PLEASE keep your letters to 250 words maximum giving your name, address and daytime telephone number - even on emails. Email: letters@swindonadvertiser.co.uk. Write: Swindon Advertiser, Unit 1 and 2 Richmond House, Edison Park, Swindon, SN3 3RB. Phone: 01793 501806.

Anonymity is granted only at the discretion of the editor, who also reserves the right to edit letters.

Panic buying stupidity

The empty vegetable aisle in Sainsbury’s which illustrated your report of panic buying (SA, March 20) was replicated when I went to Waitrose this morning. Several other product aisles were also almost empty. It appears panic buying has now extended to fresh food, much of which, I suspect, will end up being thrown away because it will go off before it can be eaten.

This is much more serious than the often reported hoarding of toilet rolls. Lack of fresh food, especially fruit and vegetables, will cause further health problems if some people are unable to get any.

The coronavirus crisis will be with us for a very long time. I hope the thoughtless and selfish people who are panic buying will change their behaviour. If they do not the government may need to force them to do so by reintroducing food rationing, last seen during and after the Second World War.

Peter Gallagher, Folkestone Road, Swindon

Donate sanitisers

Ok people of Swindon and surrounding areas.

Your help is needed for the smaller care/residential homes. Lots of them have had problems due to people stockpiling, so cannot get the normal shopping and antibacterial items that they use every day. Do you know a care worker that you can donate things like handwash, sprays wipes too?

If so please pass them on to keep your family, friends and relatives safe. Us support staff are doing our best to try and buy the items but our working hours have not been the best for shopping for them. Thank you if you can help.

Tracey Ettwell, Support worker

A lesson in isolation

I am a widow and despite spending my life wining and dining, travelling, renovating properties and undertaking voluntary work, I still come home and rise in the morning to no one. I spend life in isolation with no one.

Isolation is now the order of the day but many fortunate folk will luckily do isolation with someone. I have to say that knowing that everyone is enduring isolation at present makes me feel a tiny bit better - only because unusually, I am almost in the same boat as everyone else.

When this emergency is over, may I ask folk who have experienced isolation, to please show some consideration for those of us who will be obliged, by an unwanted quirk of life, to continue to do life this way.

Mrs Louise Hill, Old Vicarage Lane, South Marston

Don’t carry on as usual

Is Bill Williams for real?

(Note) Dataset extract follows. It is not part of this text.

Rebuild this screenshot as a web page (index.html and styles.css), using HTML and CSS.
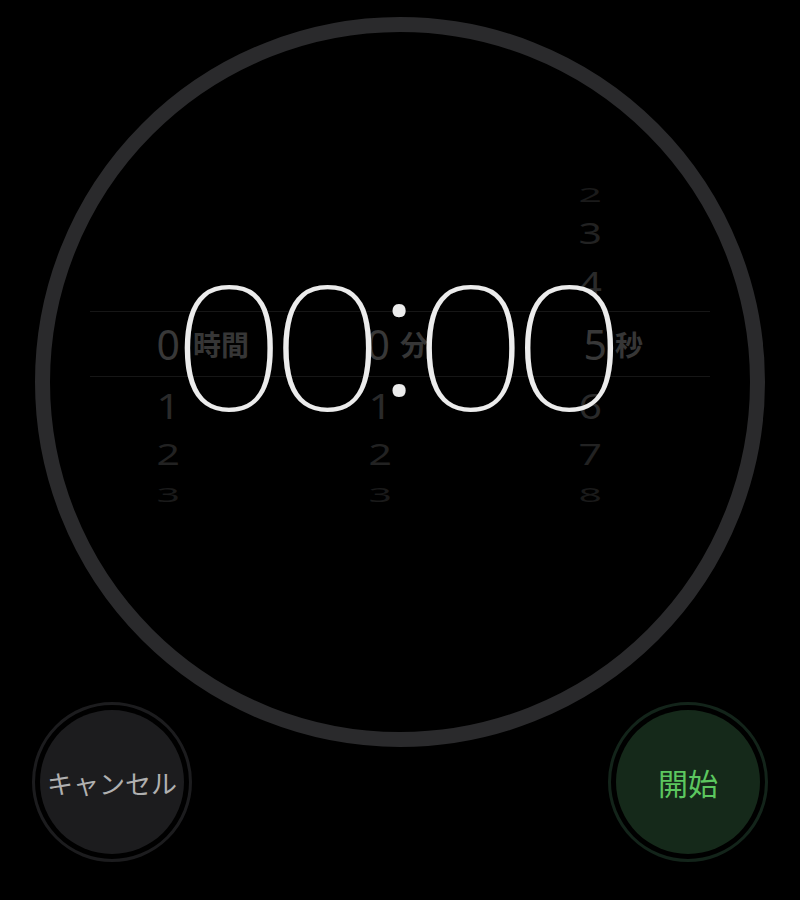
FILE: index.html
```html
<!DOCTYPE html>
<html lang="ja">
<head>
<meta charset="utf-8">
<title>タイマー</title>
<link rel="stylesheet" href="styles.css">
</head>
<body>
<div class="screen">
  <div class="dial">
    <div class="picker">
      <div class="cell r3"></div>
      <div class="cell r3"></div>
      <div class="cell r3"><span class="num">2</span></div>

      <div class="cell r2"></div>
      <div class="cell r2"></div>
      <div class="cell r2"><span class="num">3</span></div>

      <div class="cell r1"></div>
      <div class="cell r1"></div>
      <div class="cell r1"><span class="num">4</span></div>

      <div class="cell r0 sel col-hour"><span class="num">0</span><span class="unit">時間</span></div>
      <div class="cell r0 sel col-min"><span class="num">0</span><span class="unit">分</span></div>
      <div class="cell r0 sel col-sec"><span class="num">5</span><span class="unit">秒</span></div>

      <div class="cell r1"><span class="num">1</span></div>
      <div class="cell r1"><span class="num">1</span></div>
      <div class="cell r1"><span class="num">6</span></div>

      <div class="cell r2"><span class="num">2</span></div>
      <div class="cell r2"><span class="num">2</span></div>
      <div class="cell r2"><span class="num">7</span></div>

      <div class="cell r3"><span class="num">3</span></div>
      <div class="cell r3"><span class="num">3</span></div>
      <div class="cell r3"><span class="num">8</span></div>
    </div>
    <div class="time">00<span class="colon">:</span>00</div>
  </div>
  <div class="controls">
    <button class="btn btn-cancel" type="button"><span class="face">キャンセル</span></button>
    <button class="btn btn-start" type="button"><span class="face">開始</span></button>
  </div>
</div>
</body>
</html>
```
FILE: styles.css
```css
html, body {
  margin: 0;
  padding: 0;
  background: #000;
}

body {
  width: 800px;
  height: 900px;
  overflow: hidden;
  font-family: "Noto Sans", "Noto Sans CJK JP", sans-serif;
}

.screen {
  display: flex;
  flex-direction: column;
}

.dial {
  position: relative;
  box-sizing: border-box;
  width: 730px;
  height: 730px;
  margin: 17px auto 0;
  border: 15px solid #2a2a2c;
  border-radius: 50%;
  padding-top: 144px;
}

.picker {
  display: grid;
  grid-template-columns: 212px 210px 198px;
  grid-template-rows: 36px 43px 56px 66px 56px 43px 36px;
  width: 620px;
  margin: 0 auto;
}

.cell {
  display: flex;
  align-items: center;
  gap: 10px;
  overflow: hidden;
}

.cell.sel {
  border-top: 1px solid #161616;
  border-bottom: 1px solid #161616;
  box-sizing: border-box;
}

.col-hour { gap: 13px; }
.col-sec { gap: 8px; }

.num {
  display: block;
  width: 90px;
  text-align: right;
  font-family: "Noto Sans", sans-serif;
  font-weight: 400;
  font-size: 41px;
  line-height: 1;
}

.col-min .num { width: 88px; }
.col-sec .num { width: 95px; }

.unit {
  font-family: "Noto Sans CJK JP", sans-serif;
  font-weight: 700;
  font-size: 28px;
  line-height: 1;
  color: #363636;
}

.r0 { color: #383838; }
.r1 { color: #2a2a2a; }
.r2 { color: #222; }
.r3 { color: #1a1a1a; }

.r1 .num { transform: scaleY(0.85); }
.r2 .num { transform: scaleY(0.7); }
.r3 .num { transform: scaleY(0.5); }

.time {
  position: absolute;
  top: 225px;
  left: 0;
  right: 0;
  padding-right: 14px;
  text-align: center;
  font-family: "Noto Sans", sans-serif;
  font-weight: 130;
  font-size: 172px;
  line-height: 1;
  letter-spacing: -12.3px;
  color: #ececec;
  transform: scaleX(1.15);
}

.colon {
  font-size: 170px;
  font-weight: 200;
  line-height: 0;
  vertical-align: 14.6px;
  margin: 0 6px;
}

.controls {
  display: flex;
  justify-content: space-between;
  padding: 0 32px;
  margin-top: -45px;
}

.btn {
  box-sizing: border-box;
  width: 160px;
  height: 160px;
  padding: 5px;
  border-radius: 50%;
  background: #000;
  font: inherit;
  cursor: pointer;
}

.face {
  display: flex;
  align-items: center;
  justify-content: center;
  width: 100%;
  height: 100%;
  border-radius: 50%;
  font-family: "Noto Sans CJK JP", sans-serif;
}

.btn-cancel {
  border: 3px solid #1c1c1e;
}

.btn-cancel .face {
  background: #1c1c1e;
  color: #b0b0b0;
  font-size: 26px;
}

.btn-start {
  border: 3px solid #13241a;
}

.btn-start .face {
  background: #15291a;
  color: #5cc75f;
  font-size: 30px;
}
```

He says in his letters he will carry on as usual (SA, March 18 and March 23).

I assume these letters were written before Boris’s latest directive about staying at home, and I would hope now he has modified his view.

If he carries on as usual he could be spreading infection and making the NHS task harder.

Has he not listened to all the publicity and realised the danger of the situation?

None of us want to be confined to home.

But the government would not put such measures in place if they did not believe they were imperative to our safety.

If we follow the guidelines given about who and when to go out we will not be carrying on as usual but adapting our behaviour to address this very worrying situation.

With his imagination, as expressed in his letters, I’m sure he will be able to think of ways to keep occupied without watching TV repeats and not all ladies want to go to bingo anyway, me included.

I will agree with him though, we will succeed in the end.